Darum geht es in Charts-/Hitparaden-Sendungen doch gar nicht. Hier versucht der Hörer, seinen Vorzugstitel nicht nur in dieser betreffenden Hitparade nach oben zu voten, sondern ihn durch eine gute Platzierung anderen Hörern ans Herz zu legen, schmackhaft zu machen. Damit die ihn an jeder, welcher Ecke auch immer, beziehen soll. Hat denn niemand diesem Forum diesen Aspekt im Kopf?
Bravo für diesen sehr klugen Gedanken! Das wird in der Tat immer wieder mißachtet, nicht nur hier im Forum (das wäre zu verschmerzen), sondern vor allem bei den Entscheidern im Radio. Dazu kommt leider noch, daß es mittlerweile immer schwerer wird, eine Hörerhitparade vor gezielten Manipulationsversuchen seitens interessierter Kreise zu schützen. Früher™ mußte man pro Tip eine Briefmarke für die Postkarte investieren und verriet dabei aber Mehrfacheinsendungen durch die gleiche Handschrift. Heute geht das Manipulieren viel subtiler, was es den Entscheidern leider leicht macht, ungeliebte Hörerhitparaden zu entsorgen.
Ich möchte aber noch den Querverweis zu einem anderen Zitat des verehrten Herrn Graf herstellen:
Es gab eine Zeit, in der nach dem Aufkommen der Rock- und Popmusik im damaligen West-Deutschland ein wenig Interesse an dieser "Kultur" entfacht werden konnte. Menschen interessierten sich für Musik der Künstler und deren Karrieren, weil das Radio - wie sagt man heute? - sie "an die Hand genommen" hat. Grundsätzlich war das schwierig, aber nicht unmöglich. Ein paar Hitparadensendungen und die BRAVO nebenher haben das Publikum für Musikkünstler und ihre Musik begeistert.
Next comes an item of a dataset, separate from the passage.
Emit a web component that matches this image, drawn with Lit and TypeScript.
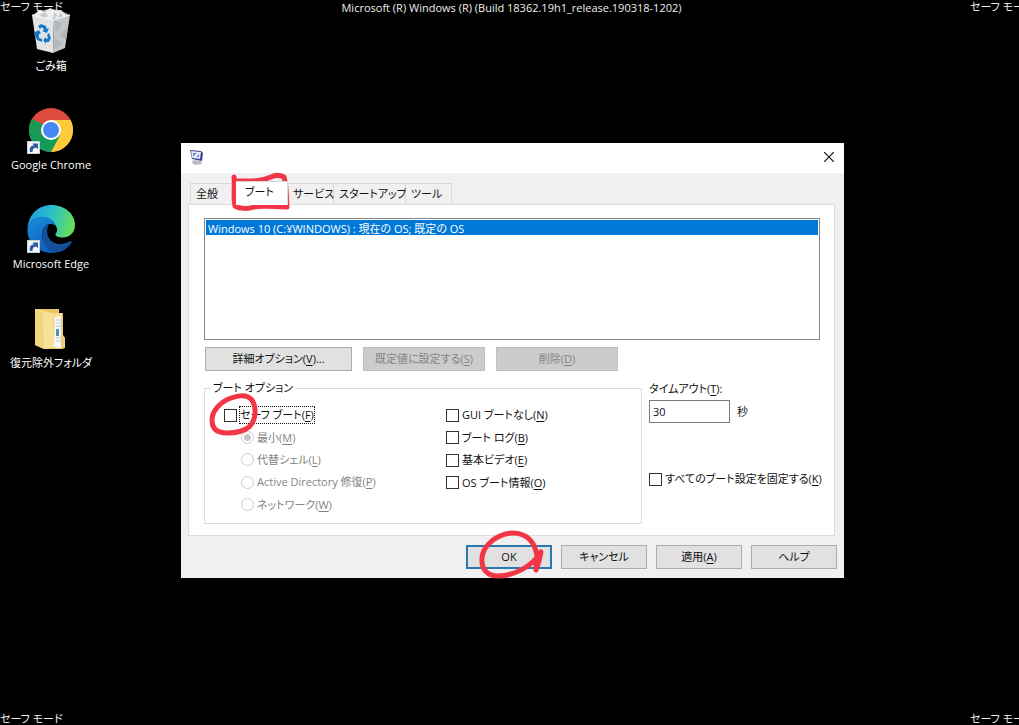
import { LitElement, html, svg, css } from "lit";
import { customElement, property, state } from "lit/decorators.js";
import { classMap } from "lit/directives/class-map.js";

const shortcutArrow = svg`
  <rect x="0.5" y="35.500" width="12" height="12" fill="#f4f6f9" stroke="#c9ced6"/>
  <path d="M3 46 C2 41 4.500 39.500 7 39.600 L5.500 37.500 H11 V43 L9 41.600 C6.500 42 5.500 43 5.500 46 Z" fill="#2c5a9c"/>`;

const binIcon = html`<svg viewBox="0 0 48 48" aria-hidden="true">
  <path d="M5 8 L14 4 L22 2 L32 3 L43 8 L37 14 L10 13 Z" fill="#b9bcbf"/>
  <path d="M7 8 L12 3 L18 5 L23 1 L29 4 L34 3 L40 9 L34 13 L27 11 L20 14 L12 12 Z" fill="#eceeef"/>
  <path d="M13 8 L18 5 L21 9 L16 12 Z M27 5 L31 9 L26 11 Z M34 5 L36 10 L31 11 Z" fill="#c6c9cc"/>
  <path d="M5 8 L27 13 L26 46 L10 42 Z" fill="#e2e4e6"/>
  <path d="M27 13 L43 8 L38 41 L26 46 Z" fill="#c3c6c9"/>
  <path d="M27 13 L36 17 L29 26 Z M41 19 L32 28 L39 33 Z M28 31 L35 36 L27 43 Z" fill="#b3b7ba"/>
  <path d="M5 8 L27 13 L43 8" fill="none" stroke="#f8f8f8"/>
  <g fill="#1878c8">
    <path d="M11 19 L14 17 L19 19 L20 22 L22 21 L20 26 L15 24 L17 23 L15 20 L13 22 Z"/>
    <path d="M8 25 L12 23 L14 27 L12 27 L12 31 L15 32 L15 35 L10 33 L8 29 L7 28 Z"/>
    <path d="M22 26 L24 31 L22 35 L19 35 L19 37 L16 33 L19 30 L19 32 L21 31 L20 28 Z"/>
  </g>
</svg>`;

const chromeIcon = html`<svg viewBox="0 0 48 48" aria-hidden="true">
  <g transform="translate(-2 0)">
    <circle cx="26" cy="24" r="22" fill="#dd4b3e"/>
    <path d="M6.950 13 A22 22 0 0 0 26 46 L35.500 29.500 H26 L16.500 29.500 Z" fill="#159b58"/>
    <path d="M26 14 H45.600 A22 22 0 0 1 26 46 L35 29.500 Z" fill="#fecb3a"/>
    <path d="M6.950 13 L16.500 29.500 L19 19 Z" fill="#159b58"/>
    <circle cx="26" cy="24" r="10" fill="#fff"/>
    <circle cx="26" cy="24" r="8" fill="#4687f4"/>
  </g>
  ${shortcutArrow}
</svg>`;

const edgeIcon = html`<svg viewBox="0 0 48 48" aria-hidden="true">
  <defs>
    <linearGradient id="edge-top" x1="0" y1="0.300" x2="1" y2="0.500">
      <stop offset="0" stop-color="#1c9fe0"/><stop offset="0.500" stop-color="#2dc2c6"/><stop offset="1" stop-color="#6add58"/>
    </linearGradient>
    <linearGradient id="edge-left" x1="0" y1="0" x2="0.500" y2="1">
      <stop offset="0" stop-color="#1b8ee0"/><stop offset="1" stop-color="#0d62b8"/>
    </linearGradient>
  </defs>
  <path d="M0.500 25 C1 9 12 0 24 0 C38 0 48 9 48 20 C48 28 42 32.500 36 32.500 C31 32.500 28 31 28.500 29 C30 27 31 25 29 21 C26 15 20 12 14 12 C7 12 2 17 0.500 25 Z" fill="url(#edge-top)"/>
  <path d="M0.500 25 C2 16 8 11.500 15 11.500 C22 11.500 28 16 29 21 C22 16 15 21 15 30 C15 38 21 45 29 47.500 C12 50 0 38 0.500 25 Z" fill="url(#edge-left)"/>
  <path d="M15 30 C15 24 18 20 22 19.500 C18 25 20 38 32 39 C38 39.500 42 36 44 36 C45 36 45 37 44 38.500 C40 44 34 48 28 47.500 C20 45 15 38 15 30 Z" fill="#134f9c"/>
  ${shortcutArrow}
</svg>`;

const folderIcon = html`<svg viewBox="0 0 48 48" aria-hidden="true">
  <path d="M8 5 H32 V9 H36 V32 L38 34 V44 L35 45 H17 Z" fill="#e9c768"/>
  <path d="M16 9 H35 V44 H19 Z" fill="#f8dc8b"/>
  <path d="M28 13 L34 12 V44 L27 43 Z" fill="#f4f8fb"/>
  <path d="M29 16 H34 M29 19 H34 M29 22 H34 M29 34 H34 M29 37 H34" stroke="#b7cbd8"/>
  <path d="M29 25 H32 V32 H29 Z" fill="#4c93ba"/>
  <path d="M34 11 H36 V31 L38 34 V44 L34 44 Z" fill="#efcf76"/>
  <path d="M8 5 L25 9 L27 43 L17 45 L8 41 Z" fill="#fae19a"/>
  <path d="M8 5 L16 8 L17 45 L8 41 Z" fill="#f2d382"/>
</svg>`;

@customElement("desktop-shortcut")
export class DesktopShortcut extends LitElement {
  @property() label = "";
  @property({ attribute: false }) icon: unknown = null;

  static styles = css`
    :host { display: block; }
    .shortcut {
      display: flex;
      flex-direction: column;
      align-items: center;
      gap: 3px;
      color: #fff;
      text-decoration: none;
      line-height: 16px;
      white-space: nowrap;
    }
    svg { display: block; width: 48px; height: 48px; }
  `;

  render() {
    return html`<a class="shortcut" href="#">${this.icon}<span>${this.label}</span></a>`;
  }
}

interface Choice { text: string; key: string; }

const TABS = ["全般", "ブート", "サービス", "スタートアップ", "ツール"];
const MODES: Choice[] = [
  { text: "最小", key: "M" },
  { text: "代替シェル", key: "L" },
  { text: "Active Directory 修復", key: "P" },
  { text: "ネットワーク", key: "W" },
];
const FLAGS: Choice[] = [
  { text: "GUI ブートなし", key: "N" },
  { text: "ブート ログ", key: "B" },
  { text: "基本ビデオ", key: "E" },
  { text: "OS ブート情報", key: "O" },
];

const keyed = (text: string, key: string, tail = "") => html`<span>${text}(<u>${key}</u>)${tail}</span>`;

@customElement("config-dialog")
export class ConfigDialog extends LitElement {
  @state() private tab = 1;

  static styles = css`
    :host {
      display: block;
      position: relative;
      background: #f0f0f0;
      color: #111;
      line-height: 16px;
      white-space: nowrap;
    }
    button, input, select { font: inherit; font-feature-settings: inherit; color: inherit; margin: 0; box-sizing: border-box; }
    u { text-underline-offset: 2px; }
    .title {
      display: flex;
      justify-content: space-between;
      align-items: center;
      height: 28px;
      padding: 0 8px 2px;
      background: #fff;
    }
    .title svg { display: block; }
    .close { display: flex; padding: 2px; border: 0; background: none; }
    .body { padding: 8px 7px 9px; }
    .tabs { display: flex; align-items: flex-end; padding-left: 2px; }
    .tab {
      height: 21px;
      padding: 0 0 0 5px;
      border: 1px solid #d9d9d9;
      border-width: 1px 1px 0 0;
      background: #f0f0f0;
      width: 46px;
      text-align: left;
    }
    .tab:first-child { border-left-width: 1px; }
    .tab.wide { width: 72px; }
    .tab.active { width: 52px; height: 24px; margin-bottom: -1px; padding: 0 0 4px 9px; background: #fff; z-index: 1; }
    .panel { margin-right: 2px; padding: 13px 14px 11px 15px; border: 1px solid #dcdcdc; background: #fff; }
    .entries {
      display: block;
      width: 100%;
      height: 122px;
      padding: 1px;
      border: 1px solid #828790;
      border-radius: 0;
      background: #fff;
      overflow: hidden;
      outline: 0;
    }
    .entries option { min-height: 0; height: 15px; padding: 0 2px; line-height: 15px; }
    .entries option:checked { background: #0078d7 linear-gradient(#0078d7, #0078d7); color: #fff; }
    .actions { display: flex; gap: 11px; padding: 7px 0 9px 1px; }
    .push {
      width: 122px;
      height: 24px;
      padding: 0;
      border: 1px solid #adadad;
      border-radius: 0;
      background: #e1e1e1;
    }
    .push.long { width: 147px; }
    .push.foot { width: 86px; }
    .push.default { border: 2px solid #2779b0; }
    .push:disabled { background: #ccc; border-color: #bfbfbf; color: #838383; }
    .columns { display: flex; gap: 7px; }
    .group {
      box-sizing: border-box;
      flex: 1;
      min-width: 0;
      margin: 0;
      padding: 8px 0 7px 19px;
      border: 1px solid #dcdcdc;
    }
    .group legend { margin-left: -13px; padding: 0 2px; }
    .options { display: grid; grid-template-columns: 222px 1fr; height: 112px; }
    .list { display: grid; grid-auto-rows: 1fr; align-items: center; justify-items: start; }
    .flags { height: 90px; }
    .choice { display: flex; align-items: center; gap: 3px; }
    .mode { padding-left: 17px; color: #838383; }
    input[type="checkbox"], input[type="radio"] {
      appearance: none;
      flex: none;
      width: 13px;
      height: 13px;
      border: 1px solid #333;
      background: #fff;
    }
    input[type="radio"] { border-color: #ccc; border-radius: 50%; }
    input[type="radio"]:checked { background: radial-gradient(circle, #c4c4c4 3px, #fff 4px); }
    .focused span { outline: 1px dotted #111; }
    .side { display: flex; flex-direction: column; align-items: flex-start; width: 171px; padding-top: 1px; }
    .timeout { display: flex; align-items: center; gap: 7px; padding: 3px 0 48px; }
    .timeout input { width: 81px; height: 23px; padding: 0 3px; border: 1px solid #7a7a7a; border-radius: 0; }
    .footer { display: flex; justify-content: flex-end; gap: 9px; padding-top: 9px; }
    .marks { position: absolute; top: 0; left: 0; overflow: visible; pointer-events: none; }
  `;

  render() {
    return html`
      <header class="title">
        <svg width="16" height="16" viewBox="0 0 16 16" aria-hidden="true">
          <path d="M4 11 L12 12 L13 15 L6 16 L3 14 Z" fill="#b9bcc8"/>
          <path d="M1 1 L12 2 L14 4 L13 12 L3 10 Z" fill="#35418f"/>
          <path d="M2 2 L12 3 L11 10 L3 9 Z" fill="#dfe7f8"/>
          <path d="M4 4 L10 4 L10 8 L4 8 Z" fill="#6f8fd6"/>
          <path d="M4 8 L9 3 L10 5 L7 8 Z" fill="#f7f9ff"/>
        </svg>
        <button class="close" aria-label="閉じる">
          <svg width="10" height="10" viewBox="0 0 10 10"><path d="M0 0 L10 10 M10 0 L0 10" stroke="#111" stroke-width="1.200"/></svg>
        </button>
      </header>
      <div class="body">
        <div class="tabs" role="tablist">
          ${TABS.map((name, i) => html`<button role="tab" aria-selected=${i === this.tab}
            class=${classMap({ tab: true, active: i === this.tab, wide: i === 3 })}
            @click=${() => (this.tab = i)}>${name}</button>`)}
        </div>
        <section class="panel">
          <select class="entries" size="7" aria-label="OS">
            <option selected>Windows 10 (C:¥WINDOWS) : 現在の OS; 既定の OS</option>
          </select>
          <div class="actions">
            <button class="push long">${keyed("詳細オプション", "V", "...")}</button>
            <button class="push" disabled>${keyed("既定値に設定する", "S")}</button>
            <button class="push" disabled>${keyed("削除", "D")}</button>
          </div>
          <div class="columns">
            <fieldset class="group">
              <legend>ブート オプション</legend>
              <div class="options">
                <div class="list">
                  <label class="choice focused"><input type="checkbox">${keyed("セーフ ブート", "F")}</label>
                  ${MODES.map((m, i) => html`<label class="choice mode"><input type="radio" name="mode" disabled ?checked=${i === 0}>${keyed(m.text, m.key)}</label>`)}
                </div>
                <div class="list flags">
                  ${FLAGS.map((f) => html`<label class="choice"><input type="checkbox">${keyed(f.text, f.key)}</label>`)}
                </div>
              </div>
            </fieldset>
            <div class="side">
              <label for="timeout">${keyed("タイムアウト", "T", ":")}</label>
              <div class="timeout"><input id="timeout" type="text" value="30"><span>秒</span></div>
              <label class="choice"><input type="checkbox">${keyed("すべてのブート設定を固定する", "K")}</label>
            </div>
          </div>
        </section>
        <footer class="footer">
          <button class="push foot default">OK</button>
          <button class="push foot">キャンセル</button>
          <button class="push foot">${keyed("適用", "A")}</button>
          <button class="push foot">ヘルプ</button>
        </footer>
      </div>
      <svg class="marks" width="663" height="435" viewBox="0 0 663 435" fill="none" stroke="#f23645" stroke-width="5" stroke-linecap="round" stroke-linejoin="round" aria-hidden="true">
        <path d="M53 34 C54 44 52 54 54 63 C59 66 67 66 73 64 C84 62 95 64 106 64 C105 54 106 44 103 34 C99 32 94 32 90 34 C79 39 67 38 55 38"/>
        <path d="M71 257 C66 251 58 252 50 255 C39 259 31 268 31 277 C31 287 38 290 46 290 C55 290 63 288 68 284 C75 278 76 265 71 257"/>
        <path d="M356 414 C355 400 346 390 332 390 C317 390 302 402 301 415 C300 427 307 433 317 433 C332 433 351 424 360 409 C359 416 357 422 355 427 C355 422 355 418 356 414"/>
      </svg>`;
  }
}

@customElement("app-root")
export class AppRoot extends LitElement {
  static styles = css`
    :host {
      display: block;
      position: relative;
      min-height: 100vh;
      overflow: hidden;
      background: #000;
      color: #eee;
      font-family: "Open Sans", "Noto Sans CJK JP", sans-serif;
      font-size: 11px;
      font-feature-settings: "palt";
      line-height: 16px;
    }
    .build { text-align: center; padding-left: 4px; }
    .corner { position: absolute; width: 49px; line-height: 12px; white-space: nowrap; }
    .top { top: 1px; }
    .bottom { bottom: 0; }
    .left { left: 0; }
    .right { right: 0; }
    .shortcuts { display: grid; gap: 32px; width: 102px; margin-top: -9px; }
    .dialog { position: absolute; top: 143px; left: 181px; width: 663px; }
  `;

  render() {
    return html`
      <div class="build">Microsoft (R) Windows (R) (Build 18362.19h1_release.190318-1202)</div>
      <nav class="shortcuts">
        <desktop-shortcut label="ごみ箱" .icon=${binIcon}></desktop-shortcut>
        <desktop-shortcut label="Google Chrome" .icon=${chromeIcon}></desktop-shortcut>
        <desktop-shortcut label="Microsoft Edge" .icon=${edgeIcon}></desktop-shortcut>
        <desktop-shortcut label="復元除外フォルダ" .icon=${folderIcon}></desktop-shortcut>
      </nav>
      ${["top left", "top right", "bottom left", "bottom right"].map((place) => html`<span class="corner ${place}">セーフ モード</span>`)}
      <config-dialog class="dialog"></config-dialog>`;
  }
}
All das kann das Radio 2013 und die einschlägige Presse nur noch extrem kurzfristig leisten. Im Gegensatz zu den traditionellen Pop-Ursprungsländern USA und GB hat sich hierzulande auch keine nennenswerte Literatur aus diesem Bereich ausgebildet. Popmusik ist also im Bewusstsein des Konsumenten in Deutschland immer "wert"-loser geworden. Diesen "Wert" dem Hörer nicht mitteilen zu können, zu wollen, sondern sogar deren (angebliche) Wertlosigkeit bewusst oder unbewusst zu vermitteln, ist der Grund für die Gleichgültigkeit von Publikum gegenüber Musikkünstlern. Schon lange sind sich sowohl die ÖRs als auch die Privaten Radiosender bei ihrem Tun ihrer Verantwortung in Hinblick auf diesen Aspekt nicht bewusst. Und falls doch: noch schlimmer.
Ich sehe nämlich auch in Verkaufshitparaden ohne direkte Hörereinwirkung (wie z B den Schlagern der Woche) einen Wert an sich, und zwar durch den kompakten Überblick, den diese Sendungen über die aktuelle Popmusik bieten – inklusive Namensnennung von Titeln und Interpreten sowie Hintergrundinformationen (Stichwort: Interesse an dieser „Kultur“).
Es nützt mir reichlich wenig, wenn aktuelle Chartstitel täglich „rauf und runter“ gedudelt werden – wenn ich dann, was wirklich oft der Fall ist, am Ende doch nicht weiß, wie die Titel heißen und von wem sie sind. In Zeiten von MTV selig habe ich sehr gern die European Top 20 gesehen, weil es mir eben nicht reichte, daß irgendwie irgendwann alle Videos mal liefen, sondern ich in einer beschränkten Zeit gern mal die gerade topaktuellen Videos sehen wollte.
Nochmal: Es ist nicht dasselbe, wenn alle Titel irgendwann mal irgendwie laufen (als Hintergrundgedudel), wie wenn diese selben Titel das Thema einer eigenständigen Hitparadensendung sind! Ich sehe Hitparaden als wichtiges Mittel, Interesse an populärer Musik aufrechtzuerhalten und zu fördern.